Another thing to keep in mind is that many high-yield accounts have maximum amounts that will accrue interest. Oftentimes, this maximum amount is $10,000. Many people have more than $10,000 in their savings account, so what should they do? These people should invest their money in multiple accounts. When one account reaches its maximum balance, start storing any other money you earn in another account.
Of course, you could always open an account meant for larger storage, such as a Money Market Account. Another option when you fill your savings accounts is to start investing in stocks. Stocks are riskier than other investments but can bring some big rewards.
5. IRAs and 401ks
An IRA is an Individual Retirement Account. There are traditional IRAs and Roth IRAs. It’s important to distinguish the difference between an IRA and a 401k. Many people with stable jobs have a 401k through their employer that states that the employer will match a certain amount in the account for their retirement. A 401k is exclusively through your employer; meanwhile, an IRA is owned by the individual.
The main difference between a traditional IRA and a Roth IRA is the way they are taxed. A traditional IRA is tax-deductible on both state and federal taxes. Because of this, withdrawals are considered distributions and will be taxed at your usual income tax rate when you withdraw them.
A Roth IRA doesn’t give you a tax deduction when you deposit funds. When you cash in during your retirement, your withdrawals are tax-free. Perhaps this is what is so appealing to people about Roth IRAs. With traditional IRAs, you have to take required minimum withdrawals during retirement; however, a Roth IRA does not have a minimum withdrawal requirement.
Roth IRAs have income limits, so if you are above a certain income (depending on if you are single or married, this changes), you may not be eligible. This income is pretty high, though.

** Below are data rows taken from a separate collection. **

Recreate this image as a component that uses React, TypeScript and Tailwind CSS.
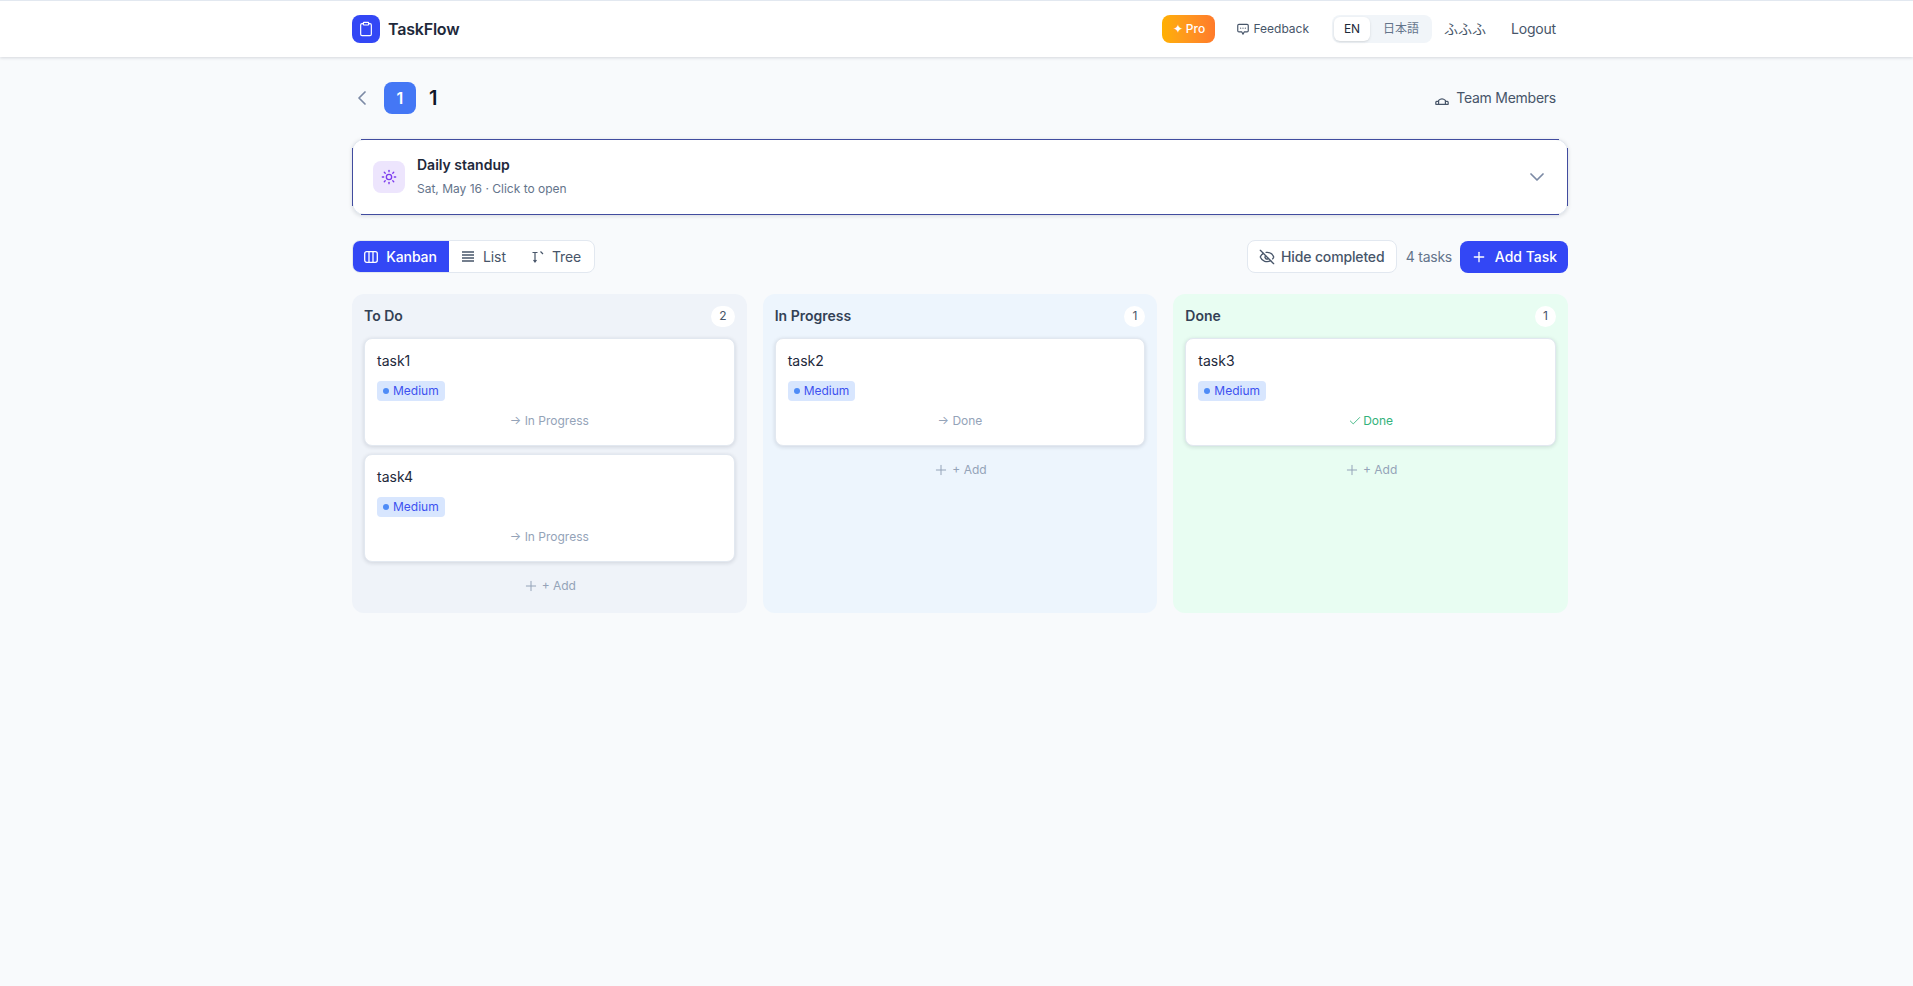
import { Check, ChevronDown, ChevronLeft, Clipboard, EyeOff, Plus, Sun } from 'lucide-react';

import React from 'react';

type Task = {
  name: string;
  next: string;
  done?: boolean;
};

type Column = {
  title: string;
  bg: string;
  tasks: Task[];
};

const columns: Column[] = [
  {
    title: 'To Do',
    bg: 'bg-[#eff3f9]',
    tasks: [
      { name: 'task1', next: 'In Progress' },
      { name: 'task4', next: 'In Progress' },
    ],
  },
  {
    title: 'In Progress',
    bg: 'bg-[#edf5fd]',
    tasks: [{ name: 'task2', next: 'Done' }],
  },
  {
    title: 'Done',
    bg: 'bg-[#e8fdf2]',
    tasks: [{ name: 'task3', next: 'Done', done: true }],
  },
];

function TaskCard({ task }: { task: Task }) {
  return (
    <div className="flex h-[108px] flex-col rounded-lg border border-[#e2e8f0] bg-white px-3 pt-3 shadow-[0_1px_4px_rgba(15,23,42,0.14)]">
      <div className="text-sm leading-5 text-[#1e293b]">{task.name}</div>
      <div className="mt-2.5 flex">
        <span className="flex h-5 items-center gap-1 rounded bg-[#d8e6fe] px-1.5 text-xs text-[#3d52f0]">
          <span className="h-1.5 w-1.5 rounded-full bg-[#4f8cf7]" />
          Medium
        </span>
      </div>
      {task.done ? (
        <div className="mt-3 flex items-center justify-center gap-px text-xs leading-4 text-[#34b27b]">
          <Check className="h-3.5 w-3.5" strokeWidth={1.5} />
          Done
        </div>
      ) : (
        <div className="mt-3 text-center text-xs leading-4 text-[#94a3b8]">→ {task.next}</div>
      )}
    </div>
  );
}

function KanbanColumn({ column }: { column: Column }) {
  return (
    <div className={`${column.bg} rounded-xl p-3`}>
      <div className="mb-3 flex h-5 items-center justify-between">
        <span className="text-sm font-semibold text-[#334155]">{column.title}</span>
        <span className="flex h-[21px] items-center justify-center rounded-full bg-white px-2 text-xs text-[#475569]">
          {column.tasks.length}
        </span>
      </div>
      <div className="flex flex-col gap-2">
        {column.tasks.map((task) => (
          <TaskCard key={task.name} task={task} />
        ))}
      </div>
      <button className="mt-2 flex h-[31px] w-full items-center justify-center gap-[3px] text-xs text-[#94a3b8]">
        <Plus className="h-4 w-4" strokeWidth={1.5} />+ Add
      </button>
    </div>
  );
}

function App() {
  return (
    <div className="min-h-[986px] bg-[#f8fafc] font-['Inter',sans-serif]">
      <header className="h-[57px] border-t border-[#e2e8f0] bg-white shadow-[0_1px_3px_rgba(15,23,42,0.15)]">
        <div className="ml-[352px] flex h-full w-[1216px] items-center justify-between">
          <div className="flex items-center gap-2">
            <div className="flex h-7 w-7 items-center justify-center rounded-lg bg-[#3347f5]">
              <Clipboard className="h-4 w-4 text-white" strokeWidth={1.75} />
            </div>
            <span className="text-base font-semibold tracking-[-0.2px] text-[#1e293b]">TaskFlow</span>
          </div>
          <div className="flex items-center">
            <button className="flex h-7 w-[53px] items-center justify-center gap-1 rounded-lg bg-gradient-to-r from-[#ffb000] to-[#ff7a2a] text-xs font-medium text-white">
              ✦ Pro
            </button>
            <button className="ml-[21px] flex items-center gap-[3px] text-xs text-[#475569]">
              <svg width="14" height="14" viewBox="0 0 24 24" fill="none" stroke="currentColor" strokeWidth="2" strokeLinecap="round" strokeLinejoin="round">
                <path d="M21 15a2 2 0 0 1-2 2h-5l-2 4-2-4H5a2 2 0 0 1-2-2V6a2 2 0 0 1 2-2h14a2 2 0 0 1 2 2z" />
                <path d="M8 10.5h.01M12 10.5h.01M16 10.5h.01" />
              </svg>
              Feedback
            </button>
            <div className="ml-[23px] flex h-7 w-[100px] items-center rounded-lg bg-[#f1f5f9] p-0.5 font-['Inter','Noto_Sans_CJK_JP',sans-serif] text-xs">
              <span className="flex h-6 w-9 items-center justify-center rounded-md bg-white text-[#1e293b] shadow-sm">EN</span>
              <span className="flex h-6 flex-1 items-center justify-center pl-0.5 text-[#64748b]">日本語</span>
            </div>
            <span className="ml-3 font-['Inter','Noto_Sans_CJK_JP',sans-serif] text-sm text-[#475569]">ふふふ</span>
            <button className="ml-[25px] mr-3 text-sm tracking-[-0.2px] text-[#475569]">Logout</button>
          </div>
        </div>
      </header>

      <main className="ml-[352px] w-[1216px]">
        <div className="mt-[25px] flex h-8 items-center justify-between">
          <div className="flex items-center">
            <ChevronLeft className="-ml-0.5 h-6 w-6 text-[#7c8aa5]" strokeWidth={1.75} />
            <div className="ml-2.5 flex h-8 w-8 items-center justify-center rounded-lg bg-[#4477f5] text-base font-semibold text-white">
              1
            </div>
            <h1 className="ml-[13px] text-xl font-semibold text-[#0f172a]">1</h1>
          </div>
          <button className="mr-3 flex items-center gap-[7px] text-sm tracking-[-0.25px] text-[#475569]">
            <svg width="14" height="8" viewBox="0 0 14 8" fill="none" stroke="#475569" strokeWidth="1.2" className="mt-1.5">
              <path d="M.6 7.4h12.8M.8 7.4V5.6Q.8 4.2 3 4.2M13.2 7.4V5.6q0-1.4-2.2-1.4M3.6 7.2V3.4Q7 .2 10.4 3.4v3.8" />
            </svg>
            Team Members
          </button>
        </div>

        <div className="relative mt-[25px] flex h-[76px] items-center justify-between rounded-xl border border-[#e2e8f0] bg-white pl-5 pr-[18px] shadow-[0_1px_4px_rgba(15,23,42,0.14)]">
          <span className="absolute inset-x-2 -inset-y-px border-y border-[#414c9f]" />
          <span className="absolute -inset-x-px inset-y-2 border-x border-[#414c9f]" />
          <div className="flex items-center gap-3">
            <div className="flex h-8 w-8 items-center justify-center rounded-lg bg-[#ede5fd]">
              <Sun className="h-4 w-4 text-[#7c3aed]" />
            </div>
            <div className="-mt-0.5">
              <div className="text-sm font-semibold text-[#1e293b]">Daily standup</div>
              <div className="mt-1.5 text-xs text-[#64748b]">Sat, May 16 · Click to open</div>
            </div>
          </div>
          <ChevronDown className="h-6 w-6 text-[#7c8aa5]" strokeWidth={1.75} />
        </div>

        <div className="mt-[25px] flex h-[33px] items-center justify-between">
          <div className="flex h-[33px] w-[243px] overflow-hidden rounded-lg border border-[#e2e8f0] bg-white text-sm tracking-[-0.1px] text-[#475569]">
            <button className="-m-px flex h-[33px] w-[97px] items-center justify-center gap-2 bg-[#3347f5] font-medium text-white">
              <svg width="14" height="12" viewBox="0 0 14 12" fill="none" stroke="currentColor" strokeWidth="1.3">
                <rect x="0.7" y="0.7" width="12.6" height="10.6" rx="2" />
                <path d="M5 .7v10.6M9 .7v10.6" />
              </svg>
              Kanban
            </button>
            <button className="ml-[14px] flex items-center gap-[9px]">
              <svg width="12" height="11" viewBox="0 0 12 11" fill="none" stroke="currentColor" strokeWidth="1.4">
                <path d="M0 1h12M0 4h12M0 7h12M0 10h12" />
              </svg>
              List
            </button>
            <button className="ml-[26px] flex items-center gap-2">
              <svg width="12" height="12" viewBox="0 0 12 12" fill="none" stroke="currentColor" strokeWidth="1.2">
                <path d="M0.5 1.5h5M3 1.5v9M1.5 9l1.5 2 1.5-2M8.5 .5l2.5 2.5" />
              </svg>
              Tree
            </button>
          </div>
          <div className="flex items-center">
            <button className="flex h-[33px] w-[150px] items-center justify-center gap-1.5 rounded-lg border border-[#e2e8f0] bg-white text-sm font-medium tracking-[-0.15px] text-[#475569]">
              <EyeOff className="h-4 w-4" />
              Hide completed
            </button>
            <span className="ml-[9px] text-sm tracking-[-0.25px] text-[#64748b]">4 tasks</span>
            <button className="ml-2 flex h-8 w-[108px] items-center justify-center gap-2 rounded-lg bg-[#3347f5] text-sm font-medium text-white">
              <Plus className="h-4 w-4" />
              Add Task
            </button>
          </div>
        </div>

        <div className="mt-[21px] grid grid-cols-3 items-stretch gap-4">
          {columns.map((column) => (
            <KanbanColumn key={column.title} column={column} />
          ))}
        </div>
      </main>
    </div>
  );
}

export default App;
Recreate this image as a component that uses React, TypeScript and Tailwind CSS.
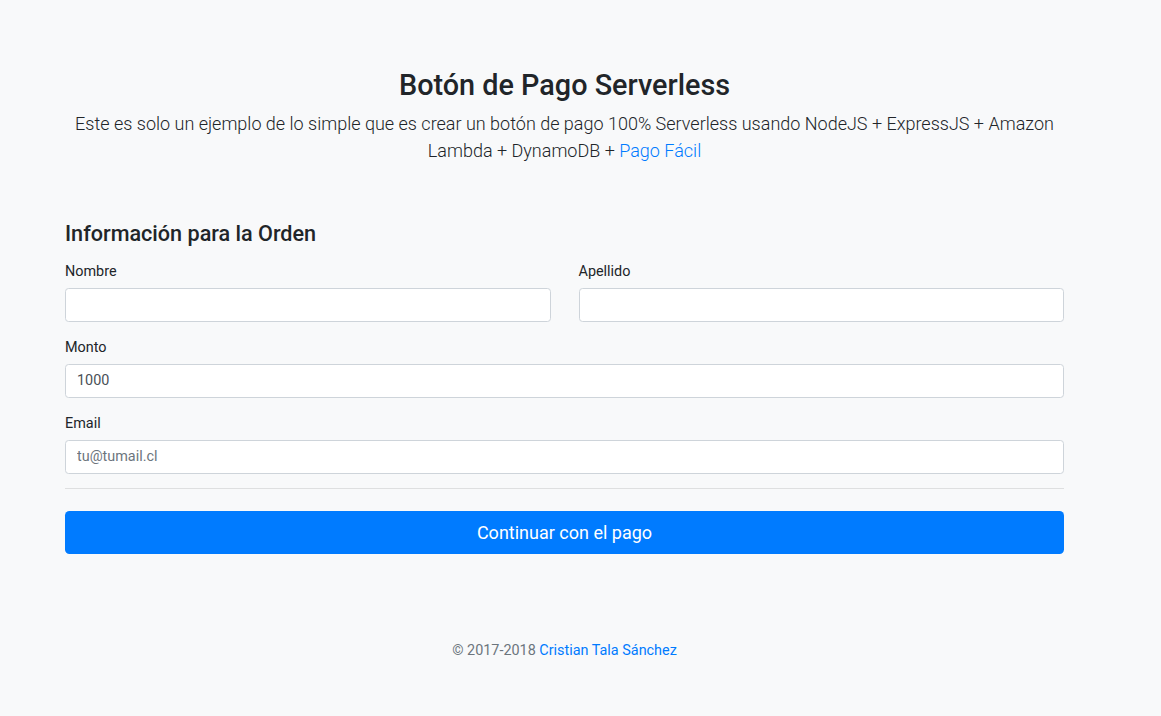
export default function App() {
  const inputCls =
    "block w-full h-[34px] px-[11px] bg-white border border-[#ced4da] rounded-[3.6px] text-[14.4px] text-[#495057] placeholder:text-[#6c757d] outline-none";
  const labelCls = "block text-[14.4px] leading-[21.6px] mb-[5px] text-[#212529]";

  return (
    <div
      className="min-h-screen bg-[#f8f9fa] text-[#212529]"
      style={{ fontFamily: "Roboto, 'Liberation Sans', sans-serif" }}
    >
      <div className="pl-[65px] pt-[68px]">
        <div className="w-[999px]">
          <div className="text-center">
            <h2 className="text-[28.8px] leading-[1.2] font-medium mb-[7.2px]">
              Botón de Pago Serverless
            </h2>
            <p className="text-[18px] leading-[27px] font-light">
              Este es solo un ejemplo de lo simple que es crear un botón de pago 100% Serverless usando NodeJS +
              ExpressJS + Amazon Lambda + DynamoDB + <a href="#" className="text-[#007bff]">Pago Fácil</a>
            </p>
          </div>

          <h4 className="mt-[57px] text-[21.6px] leading-[1.2] font-medium mb-[14.4px]">
            Información para la Orden
          </h4>

          <form>
            <div className="grid grid-cols-2 gap-x-[28px]">
              <div className="mb-[15.4px]">
                <label className={labelCls}>Nombre</label>
                <input type="text" className={inputCls} />
              </div>
              <div className="mb-[15.4px]">
                <label className={labelCls}>Apellido</label>
                <input type="text" className={inputCls} />
              </div>
            </div>

            <div className="mb-[15.4px]">
              <label className={labelCls}>Monto</label>
              <input type="text" className={inputCls} defaultValue="1000" />
            </div>

            <div className="mb-[14.8px]">
              <label className={labelCls}>Email</label>
              <input type="email" className={inputCls} placeholder="tu@tumail.cl" />
            </div>

            <hr className="border-0 border-t border-[rgba(0,0,0,0.1)] mb-[21.6px]" />

            <button
              type="button"
              className="block w-full h-[43px] bg-[#007bff] text-white text-[18px] rounded-[4.5px]"
            >
              Continuar con el pago
            </button>
          </form>

          <footer className="mt-[43.2px] pt-[43.2px] text-center text-[14.4px] leading-[21.6px] text-[#6c757d]">
            © 2017-2018 <a href="#" className="text-[#007bff]">Cristian Tala Sánchez</a>
          </footer>
        </div>
      </div>
    </div>
  );
}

What does this have to do with gaining interest? Retirement accounts earn compound interest. This allows your earnings to grow exponentially, which is better than a consistent fixed rate. The amount in your retirement accounts often adds up significantly over the years, and with 401Ks you could have an employer match your contributions.
Not to mention the great tax benefits from retirement accounts that save you lots of money in the long run. This is a very good long-term solution and is great for anyone who wants to have an easier time when they grow old.
There are so many ways to gain money from interest. Some ways are going to lead to a higher pay-off than others. There are definitely more risky ways to earn interest that will result in more money, but they’re often taxed more. The points listed in this article are all no-risk or low-risk ways to gain money from interest that are going to multiply your typical earnings from interest.
It’s important to look into tax details for each of these options. If you are a student or are intending on using accounts for higher education, you can get different benefits offered only to students. These may include higher interest rates or lower minimum deposits.
All-in-all, earning more interest in 2023 is pretty easy, depending on the route you decide. If you use each of these interest-gaining methods, your income could significantly increase by the end of the year. Best of luck, and happy investing!